Caller Carol wanted to know what she was entitled to do about her holiday at the end of July.
She explained that she's already paid a hefty £3,000 deposit, can't cancel without extra costs involved and is wondering whether she should still pay the rest of the balance when it's due in July
Martin explained: "The foreign office has warned against any travel indefinitely, and this is what makes it a bit complicated as if they'd given us a date it would've been easier to cancel holidays.
"If your holiday was in the next week or so it would make sense to cancel, however, it's likely if the holiday is in July that the travel company could argue that the travel ban could be lifted by then."
Martin continued: "The hope is that everything will be better by July and the holiday will still be able to go ahead as planned, but it's likely they won't be."
Carol then asked what would happen in the instance the ban was lifted and she was then able to go on the holiday, but didn't want to out of health fears.

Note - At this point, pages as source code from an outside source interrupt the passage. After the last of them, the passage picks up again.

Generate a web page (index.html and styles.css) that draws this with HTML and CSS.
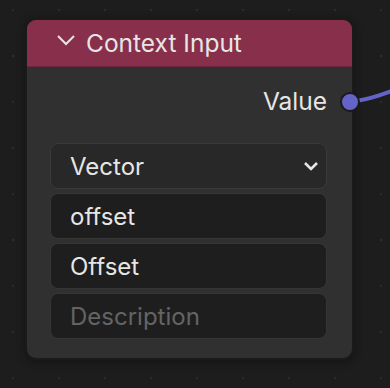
FILE: index.html
```html
<!DOCTYPE html>
<html lang="en">
<head>
    <meta charset="UTF-8">
    <title>Context Input</title>
    <link rel="stylesheet" href="styles.css">
</head>
<body>
    <div class="canvas">
        <svg class="wire" width="60" height="40" viewBox="0 0 60 40">
            <path d="M 26 31 C 36 30, 46 27, 62 21" stroke="#6464c8" stroke-width="4" fill="none"/>
        </svg>
        <div class="node">
            <div class="node-header">
                <svg class="chevron" width="20" height="12" viewBox="0 0 20 12">
                    <path d="M 2 2 L 10 10 L 18 2" stroke="#e6e6e6" stroke-width="2" fill="none"/>
                </svg>
                <span>Context Input</span>
            </div>
            <div class="node-body">
                <div class="output-row">
                    <span>Value</span>
                    <span class="socket"></span>
                </div>
                <div class="fields">
                    <div class="field select">
                        <span>Vector</span>
                        <svg width="16" height="11" viewBox="0 0 16 11">
                            <path d="M 2 2 L 8 8 L 14 2" stroke="#e6e6e6" stroke-width="2.6" fill="none"/>
                        </svg>
                    </div>
                    <div class="field">offset</div>
                    <div class="field">Offset</div>
                    <div class="field placeholder">Description</div>
                </div>
            </div>
        </div>
    </div>
</body>
</html>
```

FILE: styles.css
```css
body {
    margin: 0;
    background-color: #1d1d1d;
    font-family: Inter, "Noto Sans", sans-serif;
    color: #e6e6e6;
}
.canvas {
    position: relative;
    width: 390px;
    height: 388px;
    overflow: hidden;
    background-image: radial-gradient(circle, #2c2c2c 1px, transparent 1.5px);
    background-size: 46px 46px;
    background-position: -10px -13px;
    padding: 20px 0 0 27px;
    box-sizing: border-box;
}
.wire {
    position: absolute;
    left: 330px;
    top: 70px;
}
.node {
    width: 325px;
    height: 338px;
    background-color: #303030;
    border-radius: 9px;
    box-shadow: 0 0 0 2px #1a1a1a, 0 2px 6px 3px #161616;
    display: flex;
    flex-direction: column;
}
.node-header {
    height: 46px;
    background-color: #88304b;
    border-radius: 9px 9px 0 0;
    border-bottom: 1px solid #6f2640;
    display: flex;
    align-items: center;
    gap: 10px;
    padding-left: 29px;
    font-size: 24.5px;
}
.chevron {
    margin-top: -6px;
}
.node-body {
    flex: 1;
    display: flex;
    flex-direction: column;
    padding: 16px 25px 0 23px;
}
.output-row {
    height: 36px;
    display: flex;
    align-items: center;
    justify-content: flex-end;
    font-size: 24.5px;
    position: relative;
}
.socket {
    position: absolute;
    right: -33px;
    top: 9px;
    width: 16px;
    height: 16px;
    border-radius: 50%;
    background-color: #6464c8;
    border: 2px solid #1a1a1a;
}
.fields {
    margin-top: 24px;
    display: flex;
    flex-direction: column;
    gap: 4px;
}
.field {
    height: 44px;
    border: 1px solid #363636;
    border-radius: 8px;
    background-color: #1e1e1e;
    display: flex;
    align-items: center;
    padding: 0 7px 0 19px;
    font-size: 24px;
}
.field.select {
    background-color: #282828;
    border-color: #3a3a3a;
    justify-content: space-between;
}
.field.placeholder {
    color: #646464;
}
```
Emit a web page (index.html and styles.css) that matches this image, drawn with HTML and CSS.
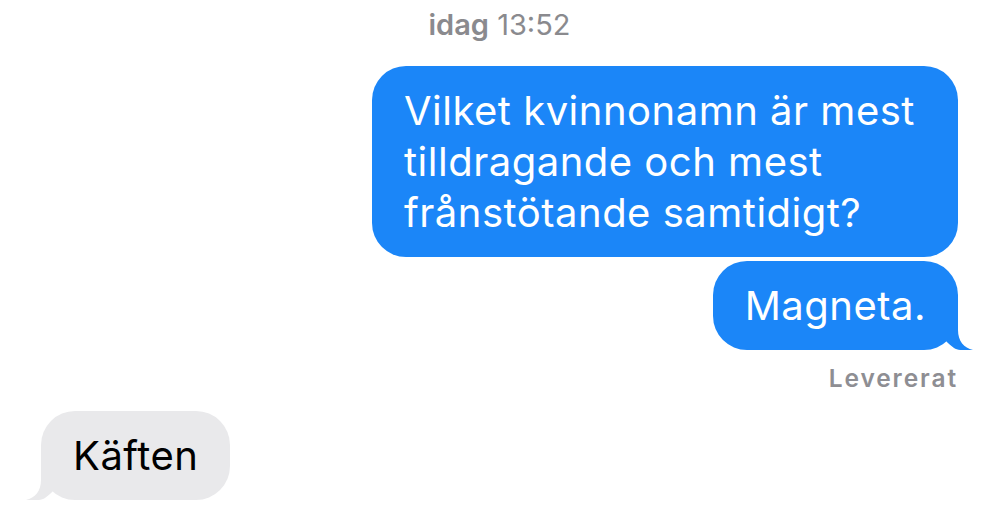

To that, Martin replied "If the foreign office lift it, and you don't want to go, you're not covered and won't get money back."
It's a shame for many who will undoubtedly be paranoid to travel once the ban is lifted, and travel companies are already being increasingly difficult with current cancelled customers who are owed money back.
Many airlines and travel companies haven't been processing refunds like they should and are instead offering people vouchers.
Martin said on this: "The question isn't 'what are my rights?' any more, it's 'how do I enforce those rights?' as courts aren't open and it's becoming a struggle".